Jones hosts Jewish exhibit

By Leah Askarinam | Section: Dec 4th, 2009 December 4th Print Edition, Issues, News
Documents detailing New Orleans' Jewish history are on display at Jones Hall through early January.

Documents detailing New Orleans’ Jewish history are on display at Jones Hall through early January.

Tulane’s Louisiana Research Collection is holding an exhibit on the Jewish heritage of New Orleans through the first week of January.

The manuscripts department and the Louisiana collection department combined this semester to form the Louisiana Research Collection, which is holding the exhibit.

“I wanted to put up an exhibition because one of our main strengths in the Louisiana Research Collection is collections related to local Jewish organizations and synagogues,” manuscripts processor Eira Tasney said.

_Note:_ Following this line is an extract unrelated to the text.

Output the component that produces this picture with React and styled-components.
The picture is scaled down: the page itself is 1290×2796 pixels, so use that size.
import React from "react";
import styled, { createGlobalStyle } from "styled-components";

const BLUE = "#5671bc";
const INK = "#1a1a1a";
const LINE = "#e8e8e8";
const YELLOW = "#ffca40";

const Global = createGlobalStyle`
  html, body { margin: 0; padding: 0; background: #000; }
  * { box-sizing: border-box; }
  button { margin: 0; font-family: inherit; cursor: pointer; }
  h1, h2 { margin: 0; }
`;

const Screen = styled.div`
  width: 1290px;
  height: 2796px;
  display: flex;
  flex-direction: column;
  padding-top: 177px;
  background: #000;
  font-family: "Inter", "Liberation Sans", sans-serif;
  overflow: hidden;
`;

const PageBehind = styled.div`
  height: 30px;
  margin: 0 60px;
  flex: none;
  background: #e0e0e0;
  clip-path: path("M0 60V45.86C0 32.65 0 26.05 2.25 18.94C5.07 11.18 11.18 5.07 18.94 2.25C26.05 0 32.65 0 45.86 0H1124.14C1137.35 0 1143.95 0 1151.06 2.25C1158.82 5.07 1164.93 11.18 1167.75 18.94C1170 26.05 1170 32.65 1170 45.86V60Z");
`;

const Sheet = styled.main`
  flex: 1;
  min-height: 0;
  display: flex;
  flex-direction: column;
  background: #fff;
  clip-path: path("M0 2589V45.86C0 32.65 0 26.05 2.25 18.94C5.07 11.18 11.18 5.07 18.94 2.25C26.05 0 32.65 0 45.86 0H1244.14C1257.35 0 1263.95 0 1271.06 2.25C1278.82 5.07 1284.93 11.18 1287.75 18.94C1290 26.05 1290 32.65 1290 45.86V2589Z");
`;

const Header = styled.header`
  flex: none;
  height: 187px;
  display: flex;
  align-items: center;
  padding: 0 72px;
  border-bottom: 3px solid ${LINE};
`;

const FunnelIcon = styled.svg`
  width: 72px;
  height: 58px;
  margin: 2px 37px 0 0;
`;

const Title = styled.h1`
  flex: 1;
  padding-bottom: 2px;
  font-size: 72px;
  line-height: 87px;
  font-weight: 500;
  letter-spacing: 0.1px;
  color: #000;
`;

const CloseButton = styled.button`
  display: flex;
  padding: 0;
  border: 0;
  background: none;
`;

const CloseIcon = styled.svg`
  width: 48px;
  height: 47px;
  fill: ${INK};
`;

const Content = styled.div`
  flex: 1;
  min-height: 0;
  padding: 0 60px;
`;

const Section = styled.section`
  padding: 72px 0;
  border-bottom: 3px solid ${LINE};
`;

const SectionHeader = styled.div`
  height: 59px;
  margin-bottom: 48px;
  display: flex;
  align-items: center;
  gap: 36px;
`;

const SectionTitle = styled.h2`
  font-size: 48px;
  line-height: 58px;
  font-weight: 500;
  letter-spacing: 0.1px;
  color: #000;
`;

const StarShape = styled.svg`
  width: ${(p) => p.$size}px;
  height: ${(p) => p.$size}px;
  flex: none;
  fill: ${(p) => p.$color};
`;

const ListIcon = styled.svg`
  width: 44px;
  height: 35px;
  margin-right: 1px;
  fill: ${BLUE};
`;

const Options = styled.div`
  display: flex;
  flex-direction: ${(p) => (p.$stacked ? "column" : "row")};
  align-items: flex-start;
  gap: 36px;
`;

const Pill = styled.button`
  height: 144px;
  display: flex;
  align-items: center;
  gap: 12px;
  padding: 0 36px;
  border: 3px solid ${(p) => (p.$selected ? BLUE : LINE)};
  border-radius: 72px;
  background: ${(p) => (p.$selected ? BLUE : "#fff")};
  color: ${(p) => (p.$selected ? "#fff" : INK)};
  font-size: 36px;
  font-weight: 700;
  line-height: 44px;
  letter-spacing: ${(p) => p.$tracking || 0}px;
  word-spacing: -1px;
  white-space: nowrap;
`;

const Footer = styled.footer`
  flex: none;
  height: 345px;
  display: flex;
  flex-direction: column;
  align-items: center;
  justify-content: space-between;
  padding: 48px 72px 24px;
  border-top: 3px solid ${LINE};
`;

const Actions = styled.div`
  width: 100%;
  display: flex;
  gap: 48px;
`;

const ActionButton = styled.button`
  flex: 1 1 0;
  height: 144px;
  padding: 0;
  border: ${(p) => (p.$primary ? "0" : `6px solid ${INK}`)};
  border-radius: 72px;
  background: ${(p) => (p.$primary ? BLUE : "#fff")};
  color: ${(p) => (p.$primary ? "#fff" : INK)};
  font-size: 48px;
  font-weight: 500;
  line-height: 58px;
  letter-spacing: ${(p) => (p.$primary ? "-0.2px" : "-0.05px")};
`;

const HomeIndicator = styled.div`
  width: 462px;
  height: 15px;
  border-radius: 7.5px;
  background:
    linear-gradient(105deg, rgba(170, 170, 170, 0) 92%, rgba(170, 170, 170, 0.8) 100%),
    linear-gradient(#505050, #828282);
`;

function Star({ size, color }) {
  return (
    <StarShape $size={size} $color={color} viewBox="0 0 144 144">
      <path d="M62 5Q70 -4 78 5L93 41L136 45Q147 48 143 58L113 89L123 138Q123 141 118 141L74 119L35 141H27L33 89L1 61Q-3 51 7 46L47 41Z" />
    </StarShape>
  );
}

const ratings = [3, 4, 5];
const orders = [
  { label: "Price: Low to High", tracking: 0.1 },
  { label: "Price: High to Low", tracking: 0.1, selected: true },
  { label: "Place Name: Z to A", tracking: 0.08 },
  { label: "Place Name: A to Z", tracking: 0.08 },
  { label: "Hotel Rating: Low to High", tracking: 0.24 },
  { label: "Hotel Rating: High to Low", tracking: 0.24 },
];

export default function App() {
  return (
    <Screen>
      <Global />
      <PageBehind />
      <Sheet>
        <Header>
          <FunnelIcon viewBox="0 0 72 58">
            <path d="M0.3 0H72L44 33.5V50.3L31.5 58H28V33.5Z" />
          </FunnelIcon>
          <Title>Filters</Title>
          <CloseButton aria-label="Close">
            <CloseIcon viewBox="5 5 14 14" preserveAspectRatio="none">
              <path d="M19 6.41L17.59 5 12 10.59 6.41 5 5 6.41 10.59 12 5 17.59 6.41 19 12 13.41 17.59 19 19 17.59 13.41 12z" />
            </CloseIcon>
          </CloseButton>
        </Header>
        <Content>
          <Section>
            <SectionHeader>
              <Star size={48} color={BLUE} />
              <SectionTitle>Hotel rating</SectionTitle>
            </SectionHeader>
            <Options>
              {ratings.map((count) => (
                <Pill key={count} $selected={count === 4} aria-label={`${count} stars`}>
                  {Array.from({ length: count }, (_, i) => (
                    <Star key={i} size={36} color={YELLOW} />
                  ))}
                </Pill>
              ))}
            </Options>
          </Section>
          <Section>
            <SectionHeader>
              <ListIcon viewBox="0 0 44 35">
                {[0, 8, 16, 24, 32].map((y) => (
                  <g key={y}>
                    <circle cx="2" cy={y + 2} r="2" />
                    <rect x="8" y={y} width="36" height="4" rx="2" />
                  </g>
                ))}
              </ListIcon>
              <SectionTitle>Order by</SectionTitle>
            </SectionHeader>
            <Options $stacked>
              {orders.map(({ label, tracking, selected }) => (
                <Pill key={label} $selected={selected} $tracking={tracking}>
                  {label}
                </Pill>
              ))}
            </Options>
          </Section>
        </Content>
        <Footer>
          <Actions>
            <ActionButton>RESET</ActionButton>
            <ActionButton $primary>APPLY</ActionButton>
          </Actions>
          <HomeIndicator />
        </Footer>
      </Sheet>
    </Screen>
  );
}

Louisiana Research Collection Head Leon Cahill Miller said that both community members and students have visited the exhibit.

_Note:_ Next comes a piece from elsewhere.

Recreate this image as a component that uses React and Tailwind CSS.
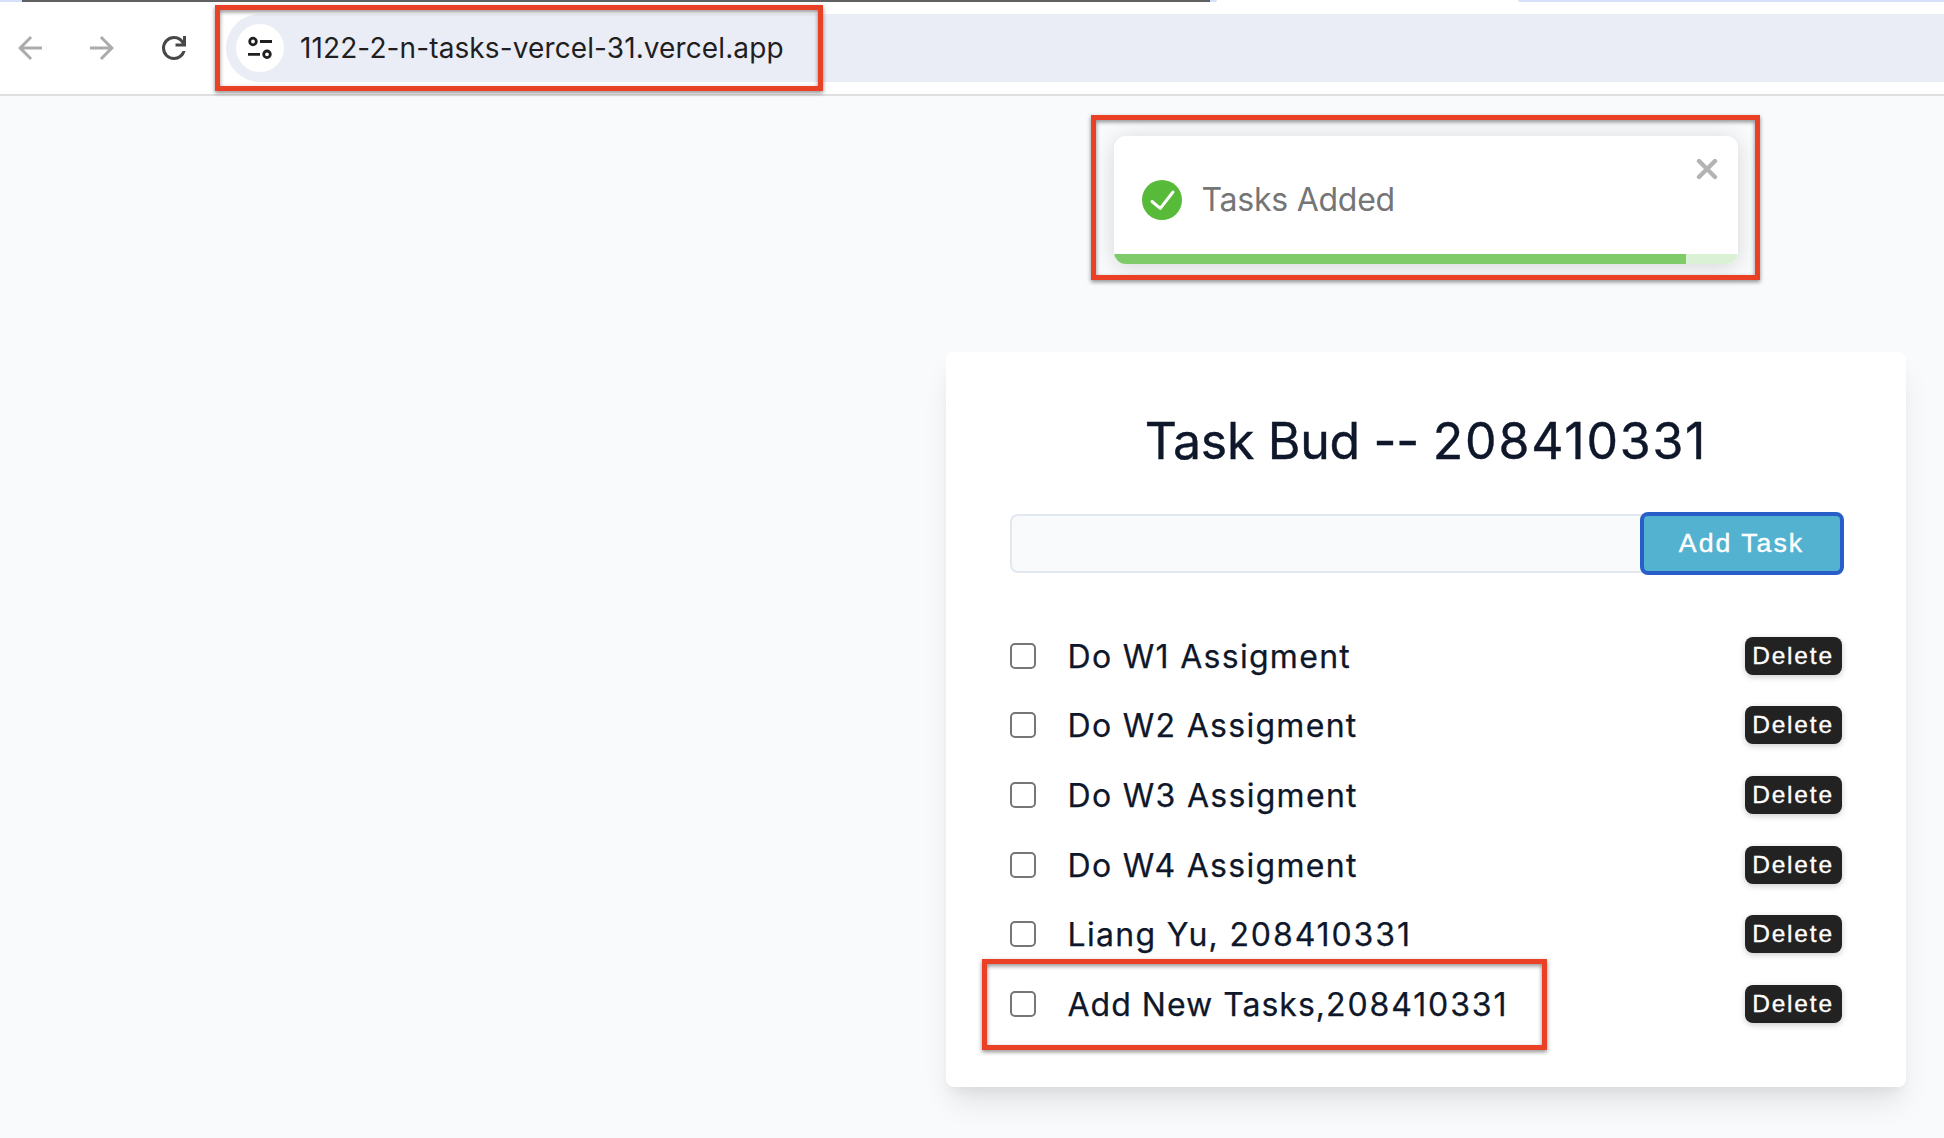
const tasks = [
  { text: "Do W1 Assigment" },
  { text: "Do W2 Assigment" },
  { text: "Do W3 Assigment" },
  { text: "Do W4 Assigment" },
  { text: "Liang Yu, ", number: "208410331" },
  { text: "Add New Tasks,", number: "208410331", tight: true },
];

function NavIcon({ d, className }) {
  return (
    <svg viewBox="0 0 24 24" className={`size-9 shrink-0 ${className}`} fill="currentColor">
      <path d={d} />
    </svg>
  );
}

function Highlight({ className }) {
  return (
    <div
      className={`pointer-events-none absolute border-[5px] border-[#ea4126] drop-shadow-[0_2px_2px_rgba(0,0,0,0.45)] ${className}`}
    />
  );
}

function TabStrip() {
  return (
    <div className="flex h-[2px] bg-white">
      <div className="w-[22px] bg-[#d5e1fb]" />
      <div className="w-[1188px] bg-[#5f6062]" />
      <div className="w-[7px] rounded-br-full bg-[#d5e1fb]" />
      <div className="ml-[301px] flex-1 rounded-bl-full bg-[#d5e1fb]" />
    </div>
  );
}

function Toolbar() {
  return (
    <div className="flex h-[94px] items-center border-b-2 border-[#dfdfdf] bg-white pl-[12px]">
      <NavIcon
        className="text-[#acacac]"
        d="M20 11H7.83l5.59-5.59L12 4l-8 8 8 8 1.41-1.41L7.83 13H20v-2z"
      />
      <NavIcon
        className="ml-[35.5px] text-[#acacac]"
        d="M4 11h12.17l-5.59-5.59L12 4l8 8-8 8-1.41-1.41L16.17 13H4v-2z"
      />
      <NavIcon
        className="ml-[36.5px] text-[#474747]"
        d="M12 20q-3.35 0-5.675-2.325T4 12t2.325-5.675T12 4q1.725 0 3.3.712T18 6.75V4h2v7h-7V9h4.2q-.8-1.4-2.187-2.2T12 6Q9.5 6 7.75 7.75T6 12t1.75 4.25T12 18q1.925 0 3.475-1.1T17.65 14h2.1q-.7 2.65-2.85 4.325T12 20"
      />
      <div className="ml-[34px] flex h-[68px] flex-1 items-center rounded-l-full bg-[#ebedf6] pl-[10px]">
        <div className="grid size-12 place-items-center rounded-full bg-white">
          <svg viewBox="0 0 24 24" className="size-6" fill="none" stroke="#1f1f1f" strokeWidth="2.8">
            <circle cx="5" cy="5.5" r="3.3" />
            <path d="M12 5.5h12M0 18.3h12" />
            <circle cx="19" cy="18.3" r="3.3" />
          </svg>
        </div>
        <span className="ml-[16px] text-[28px] leading-9 tracking-[0.11px] text-[#1f1f1f]">
          1122-2-n-tasks-vercel-31.vercel.app
        </span>
      </div>
    </div>
  );
}

function Toast() {
  return (
    <div className="flex h-[128px] w-[624px] flex-col overflow-hidden rounded-xl bg-white">
      <div className="flex flex-1 pl-7 pr-[20.5px]">
        <div className="flex flex-1 items-center pt-[10px]">
          <svg viewBox="0 0 40 40" className="size-10" fill="none">
            <circle cx="20" cy="20" r="20" fill="#57ba38" />
            <path
              d="M10 21.5 18.3 28.3 31 12"
              stroke="white"
              strokeWidth="3"
              strokeLinecap="round"
              strokeLinejoin="round"
            />
          </svg>
          <span className="ml-[19.5px] text-[32px] leading-10 tracking-[-0.25px] text-[#757575]">
            Tasks Added
          </span>
        </div>
        <svg viewBox="0 0 22 22" className="mt-[21.5px] size-[22px]" stroke="#b3b3b3" strokeWidth="4.4" strokeLinecap="round">
          <path d="m3 3 16 16M19 3 3 19" />
        </svg>
      </div>
      <div className="h-[10px] bg-[#dbf1d5]">
        <div className="h-full w-[572px] bg-[#7fcb69]" />
      </div>
    </div>
  );
}

function TaskRow({ text, number, tight }) {
  return (
    <li className="flex h-[69.67px] items-center">
      <input
        type="checkbox"
        className="size-[26px] appearance-none rounded-[5px] border-2 border-[#767676] bg-white"
      />
      <span className={`ml-[31.5px] flex-1 pt-[2px] text-[32px] leading-10 [-webkit-text-stroke:0.25px_#0f172a] ${tight ? "tracking-[1px]" : "tracking-[1.3px]"}`}>
        {text}
        {number && <span className="tracking-[1.9px]">{number}</span>}
      </span>
      <button className="mr-[0.5px] h-[38px] w-[97px] rounded-lg bg-[#222] font-['Liberation_Sans',sans-serif] text-[24.5px] leading-none tracking-[1.8px] text-white shadow-[0_2px_6px_rgba(0,0,0,0.2)] [-webkit-text-stroke:0.35px_white]">
        Delete
      </button>
    </li>
  );
}

function TaskCard() {
  return (
    <main className="h-[735px] w-[960px] rounded-lg bg-white p-16 text-[#0f172a] shadow-[0_20px_30px_-6px_rgba(0,0,0,0.1),0_8px_12px_-4px_rgba(0,0,0,0.05)]">
      <h1 className="text-center text-[50px] leading-[50px] tracking-[-0.3px] [-webkit-text-stroke:0.4px_#0f172a]">
        Task Bud -- <span className="tracking-[1.8px]">208410331</span>
      </h1>
      <form className="mt-12 flex h-[59px]">
        <input className="w-[632px] rounded-l-lg border-2 border-r-0 border-[#e2e8f0] bg-[#f8fafc]" />
        <button
          type="button"
          className="w-[200px] rounded-md bg-[#52b2d0] pr-px pb-[1px] font-['Liberation_Sans',sans-serif] text-[26.7px] leading-none tracking-[2px] text-white outline-4 -outline-offset-2 outline-[#285ec7] [-webkit-text-stroke:0.4px_white]"
        >
          Add Task
        </button>
      </form>
      <ul className="mt-12">
        {tasks.map((t) => (
          <TaskRow key={t.text} {...t} />
        ))}
      </ul>
    </main>
  );
}

export default function App() {
  return (
    <div className="relative flex h-[1138px] w-[1944px] flex-col overflow-hidden bg-[#f8fafc] font-['Inter',sans-serif]">
      <TabStrip />
      <Toolbar />
      <div className="flex flex-1 flex-col items-end pr-[38px] pt-10">
        <div className="flex w-[960px] justify-center">
          <div className="rounded-xl shadow-[0_2px_20px_rgba(0,0,0,0.1),0_4px_30px_rgba(0,0,0,0.05)]">
            <Toast />
          </div>
        </div>
        <div className="mt-[88px]">
          <TaskCard />
        </div>
      </div>
      <Highlight className="left-[215px] top-[5px] h-[86px] w-[608px]" />
      <Highlight className="left-[1091px] top-[115px] h-[165px] w-[669px]" />
      <Highlight className="left-[982px] top-[959px] h-[91px] w-[565px]" />
    </div>
  );
}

“This exhibit is meant to do two things: to let them know what we have here that they might not otherwise have thought about, and also to appeal to the local Jewish community,” Miller said.

Miller said that the Louisiana Research Collection serves as the official archives for most local temples.
“We specialize in documenting the Jewish heritage of the area,” Miller said. “New Orleans traditionally has had one of the largest Jewish populations in the South, and it’s one of the oldest Jewish communities in the country.”

Tasney said she pulled archives from the library’s major Jewish collections, which include records from the Touro Synagogue and Temple Sinai.

“I went through each collection and found the most interesting things out of it and basically just put them in the exhibition,” Tasney said.

Tulane’s manuscript department is the largest New Orleans research archive in the world and the second largest Louisiana research archive, Miller said. The archives include all of the letters Jefferson Davis wrote after he became president of the Confederacy and Robert E. Lee’s letters from Gettysburg.

“We’re a huge department,” Miller said. “We’re heavily used by researchers from around the world. You can’t write a new book about the Civil War without coming here. You can’t write a new book about almost any aspect of Louisiana without coming here.”

Miller said that though the Louisiana Research Collection is famous around the world, it is not as well-known on campus.

“Often, undergrads are intimidated to come to a special collections department,” Miller said. “But we’re an undergraduate school, so we’re here to serve undergraduates more than anyone else.”

Director of Jewish Studies Brian Horowitz said that students in a Jewish studies introduction class attended the exhibit.

“They were surprised to find out that Tulane and St. Charles [Avenue] have been the center for hundreds of years for the Jewish community,” Horowitz said.

Horowitz said that he also attended the exhibit.

“It only scratches the surface of the extensive holdings that the university has,” Horowitz said. “There’s a lot more for scholars to discover.”